SET EXERCISE:
Restate the listing that follows word for word, without its pictures.

RECORDED DATA:

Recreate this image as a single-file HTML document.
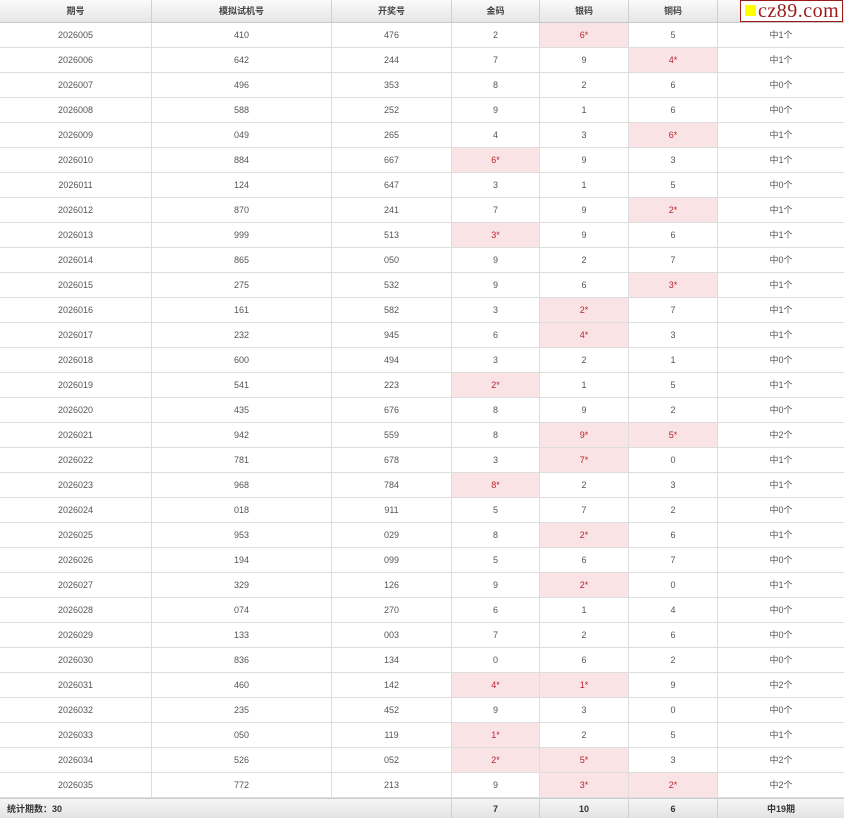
<!DOCTYPE html>
<html><head><meta charset="utf-8"><style>
html,body{margin:0;padding:0;background:#fff;width:844px;height:818px;overflow:hidden}
table{border-collapse:separate;border-spacing:0;table-layout:fixed;width:844px;font-family:"Liberation Sans","Noto Sans CJK SC",sans-serif;font-size:9px;color:#555}
td,th{padding:0;text-align:center;vertical-align:middle;line-height:11px;border-right:1px solid #ddd;border-bottom:1px solid #ddd;overflow:hidden;white-space:nowrap}
td:last-child,th:last-child{border-right:none}
th{height:22px;background:linear-gradient(#fafafa,#e6e6e6);font-weight:bold;color:#444;border-right:1px solid #d0d0d0;border-bottom:1px solid #c8c8c8}
tbody td{height:24px}
td.h{background:#f9e3e4;color:#b8252b}
tfoot td{height:20px;background:linear-gradient(#f6f6f6,#e2e2e2);font-weight:bold;color:#333;border-bottom:none;border-top:1px solid #ccc;border-right:1px solid #d0d0d0}
.logo{position:absolute;left:740px;top:0;width:101px;height:20px;border:1px solid #9b1b1b;background:#fff;font-family:"Liberation Serif",serif;font-size:20px;line-height:20px;color:#9b1b1b;letter-spacing:0.5px}
.logo span{display:inline-block;width:11px;height:11px;background:#ffff00;margin:0 2px 0 4px;vertical-align:1px}
</style></head><body>
<table>
<colgroup><col style="width:152px"><col style="width:180px"><col style="width:120px"><col style="width:88px"><col style="width:89px"><col style="width:89px"><col style="width:126px"></colgroup>
<thead><tr><th>期号</th><th>模拟试机号</th><th>开奖号</th><th>金码</th><th>银码</th><th>铜码</th><th></th></tr></thead>
<tbody>
<tr><td>2026005</td><td>410</td><td>476</td><td>2</td><td class="h">6*</td><td>5</td><td>中1个</td></tr>
<tr><td>2026006</td><td>642</td><td>244</td><td>7</td><td>9</td><td class="h">4*</td><td>中1个</td></tr>
<tr><td>2026007</td><td>496</td><td>353</td><td>8</td><td>2</td><td>6</td><td>中0个</td></tr>
<tr><td>2026008</td><td>588</td><td>252</td><td>9</td><td>1</td><td>6</td><td>中0个</td></tr>
<tr><td>2026009</td><td>049</td><td>265</td><td>4</td><td>3</td><td class="h">6*</td><td>中1个</td></tr>
<tr><td>2026010</td><td>884</td><td>667</td><td class="h">6*</td><td>9</td><td>3</td><td>中1个</td></tr>
<tr><td>2026011</td><td>124</td><td>647</td><td>3</td><td>1</td><td>5</td><td>中0个</td></tr>
<tr><td>2026012</td><td>870</td><td>241</td><td>7</td><td>9</td><td class="h">2*</td><td>中1个</td></tr>
<tr><td>2026013</td><td>999</td><td>513</td><td class="h">3*</td><td>9</td><td>6</td><td>中1个</td></tr>
<tr><td>2026014</td><td>865</td><td>050</td><td>9</td><td>2</td><td>7</td><td>中0个</td></tr>
<tr><td>2026015</td><td>275</td><td>532</td><td>9</td><td>6</td><td class="h">3*</td><td>中1个</td></tr>
<tr><td>2026016</td><td>161</td><td>582</td><td>3</td><td class="h">2*</td><td>7</td><td>中1个</td></tr>
<tr><td>2026017</td><td>232</td><td>945</td><td>6</td><td class="h">4*</td><td>3</td><td>中1个</td></tr>
<tr><td>2026018</td><td>600</td><td>494</td><td>3</td><td>2</td><td>1</td><td>中0个</td></tr>
<tr><td>2026019</td><td>541</td><td>223</td><td class="h">2*</td><td>1</td><td>5</td><td>中1个</td></tr>
<tr><td>2026020</td><td>435</td><td>676</td><td>8</td><td>9</td><td>2</td><td>中0个</td></tr>
<tr><td>2026021</td><td>942</td><td>559</td><td>8</td><td class="h">9*</td><td class="h">5*</td><td>中2个</td></tr>
<tr><td>2026022</td><td>781</td><td>678</td><td>3</td><td class="h">7*</td><td>0</td><td>中1个</td></tr>
<tr><td>2026023</td><td>968</td><td>784</td><td class="h">8*</td><td>2</td><td>3</td><td>中1个</td></tr>
<tr><td>2026024</td><td>018</td><td>911</td><td>5</td><td>7</td><td>2</td><td>中0个</td></tr>
<tr><td>2026025</td><td>953</td><td>029</td><td>8</td><td class="h">2*</td><td>6</td><td>中1个</td></tr>
<tr><td>2026026</td><td>194</td><td>099</td><td>5</td><td>6</td><td>7</td><td>中0个</td></tr>
<tr><td>2026027</td><td>329</td><td>126</td><td>9</td><td class="h">2*</td><td>0</td><td>中1个</td></tr>
<tr><td>2026028</td><td>074</td><td>270</td><td>6</td><td>1</td><td>4</td><td>中0个</td></tr>
<tr><td>2026029</td><td>133</td><td>003</td><td>7</td><td>2</td><td>6</td><td>中0个</td></tr>
<tr><td>2026030</td><td>836</td><td>134</td><td>0</td><td>6</td><td>2</td><td>中0个</td></tr>
<tr><td>2026031</td><td>460</td><td>142</td><td class="h">4*</td><td class="h">1*</td><td>9</td><td>中2个</td></tr>
<tr><td>2026032</td><td>235</td><td>452</td><td>9</td><td>3</td><td>0</td><td>中0个</td></tr>
<tr><td>2026033</td><td>050</td><td>119</td><td class="h">1*</td><td>2</td><td>5</td><td>中1个</td></tr>
<tr><td>2026034</td><td>526</td><td>052</td><td class="h">2*</td><td class="h">5*</td><td>3</td><td>中2个</td></tr>
<tr><td>2026035</td><td>772</td><td>213</td><td>9</td><td class="h">3*</td><td class="h">2*</td><td>中2个</td></tr>
</tbody>
<tfoot><tr><td colspan="3" style="text-align:left;padding-left:7px">统计期数：30</td><td>7</td><td>10</td><td>6</td><td>中19期</td></tr></tfoot>
</table>
<div class="logo"><span></span>cz89.com</div>
</body></html>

OUTPUT OF THE EXERCISE:
Recreate this image as a single-file HTML document.
<!DOCTYPE html>
<html><head><meta charset="utf-8"><style>
html,body{margin:0;padding:0;background:#fff;width:844px;height:818px;overflow:hidden}
table{border-collapse:separate;border-spacing:0;table-layout:fixed;width:844px;font-family:"Liberation Sans","Noto Sans CJK SC",sans-serif;font-size:9px;color:#555}
td,th{padding:0;text-align:center;vertical-align:middle;line-height:11px;border-right:1px solid #ddd;border-bottom:1px solid #ddd;overflow:hidden;white-space:nowrap}
td:last-child,th:last-child{border-right:none}
th{height:22px;background:linear-gradient(#fafafa,#e6e6e6);font-weight:bold;color:#444;border-right:1px solid #d0d0d0;border-bottom:1px solid #c8c8c8}
tbody td{height:24px}
td.h{background:#f9e3e4;color:#b8252b}
tfoot td{height:20px;background:linear-gradient(#f6f6f6,#e2e2e2);font-weight:bold;color:#333;border-bottom:none;border-top:1px solid #ccc;border-right:1px solid #d0d0d0}
.logo{position:absolute;left:740px;top:0;width:101px;height:20px;border:1px solid #9b1b1b;background:#fff;font-family:"Liberation Serif",serif;font-size:20px;line-height:20px;color:#9b1b1b;letter-spacing:0.5px}
.logo span{display:inline-block;width:11px;height:11px;background:#ffff00;margin:0 2px 0 4px;vertical-align:1px}
</style></head><body>
<table>
<colgroup><col style="width:152px"><col style="width:180px"><col style="width:120px"><col style="width:88px"><col style="width:89px"><col style="width:89px"><col style="width:126px"></colgroup>
<thead><tr><th>期号</th><th>模拟试机号</th><th>开奖号</th><th>金码</th><th>银码</th><th>铜码</th><th></th></tr></thead>
<tbody>
<tr><td>2026005</td><td>410</td><td>476</td><td>2</td><td class="h">6*</td><td>5</td><td>中1个</td></tr>
<tr><td>2026006</td><td>642</td><td>244</td><td>7</td><td>9</td><td class="h">4*</td><td>中1个</td></tr>
<tr><td>2026007</td><td>496</td><td>353</td><td>8</td><td>2</td><td>6</td><td>中0个</td></tr>
<tr><td>2026008</td><td>588</td><td>252</td><td>9</td><td>1</td><td>6</td><td>中0个</td></tr>
<tr><td>2026009</td><td>049</td><td>265</td><td>4</td><td>3</td><td class="h">6*</td><td>中1个</td></tr>
<tr><td>2026010</td><td>884</td><td>667</td><td class="h">6*</td><td>9</td><td>3</td><td>中1个</td></tr>
<tr><td>2026011</td><td>124</td><td>647</td><td>3</td><td>1</td><td>5</td><td>中0个</td></tr>
<tr><td>2026012</td><td>870</td><td>241</td><td>7</td><td>9</td><td class="h">2*</td><td>中1个</td></tr>
<tr><td>2026013</td><td>999</td><td>513</td><td class="h">3*</td><td>9</td><td>6</td><td>中1个</td></tr>
<tr><td>2026014</td><td>865</td><td>050</td><td>9</td><td>2</td><td>7</td><td>中0个</td></tr>
<tr><td>2026015</td><td>275</td><td>532</td><td>9</td><td>6</td><td class="h">3*</td><td>中1个</td></tr>
<tr><td>2026016</td><td>161</td><td>582</td><td>3</td><td class="h">2*</td><td>7</td><td>中1个</td></tr>
<tr><td>2026017</td><td>232</td><td>945</td><td>6</td><td class="h">4*</td><td>3</td><td>中1个</td></tr>
<tr><td>2026018</td><td>600</td><td>494</td><td>3</td><td>2</td><td>1</td><td>中0个</td></tr>
<tr><td>2026019</td><td>541</td><td>223</td><td class="h">2*</td><td>1</td><td>5</td><td>中1个</td></tr>
<tr><td>2026020</td><td>435</td><td>676</td><td>8</td><td>9</td><td>2</td><td>中0个</td></tr>
<tr><td>2026021</td><td>942</td><td>559</td><td>8</td><td class="h">9*</td><td class="h">5*</td><td>中2个</td></tr>
<tr><td>2026022</td><td>781</td><td>678</td><td>3</td><td class="h">7*</td><td>0</td><td>中1个</td></tr>
<tr><td>2026023</td><td>968</td><td>784</td><td class="h">8*</td><td>2</td><td>3</td><td>中1个</td></tr>
<tr><td>2026024</td><td>018</td><td>911</td><td>5</td><td>7</td><td>2</td><td>中0个</td></tr>
<tr><td>2026025</td><td>953</td><td>029</td><td>8</td><td class="h">2*</td><td>6</td><td>中1个</td></tr>
<tr><td>2026026</td><td>194</td><td>099</td><td>5</td><td>6</td><td>7</td><td>中0个</td></tr>
<tr><td>2026027</td><td>329</td><td>126</td><td>9</td><td class="h">2*</td><td>0</td><td>中1个</td></tr>
<tr><td>2026028</td><td>074</td><td>270</td><td>6</td><td>1</td><td>4</td><td>中0个</td></tr>
<tr><td>2026029</td><td>133</td><td>003</td><td>7</td><td>2</td><td>6</td><td>中0个</td></tr>
<tr><td>2026030</td><td>836</td><td>134</td><td>0</td><td>6</td><td>2</td><td>中0个</td></tr>
<tr><td>2026031</td><td>460</td><td>142</td><td class="h">4*</td><td class="h">1*</td><td>9</td><td>中2个</td></tr>
<tr><td>2026032</td><td>235</td><td>452</td><td>9</td><td>3</td><td>0</td><td>中0个</td></tr>
<tr><td>2026033</td><td>050</td><td>119</td><td class="h">1*</td><td>2</td><td>5</td><td>中1个</td></tr>
<tr><td>2026034</td><td>526</td><td>052</td><td class="h">2*</td><td class="h">5*</td><td>3</td><td>中2个</td></tr>
<tr><td>2026035</td><td>772</td><td>213</td><td>9</td><td class="h">3*</td><td class="h">2*</td><td>中2个</td></tr>
</tbody>
<tfoot><tr><td colspan="3" style="text-align:left;padding-left:7px">统计期数：30</td><td>7</td><td>10</td><td>6</td><td>中19期</td></tr></tfoot>
</table>
<div class="logo"><span></span>cz89.com</div>
</body></html>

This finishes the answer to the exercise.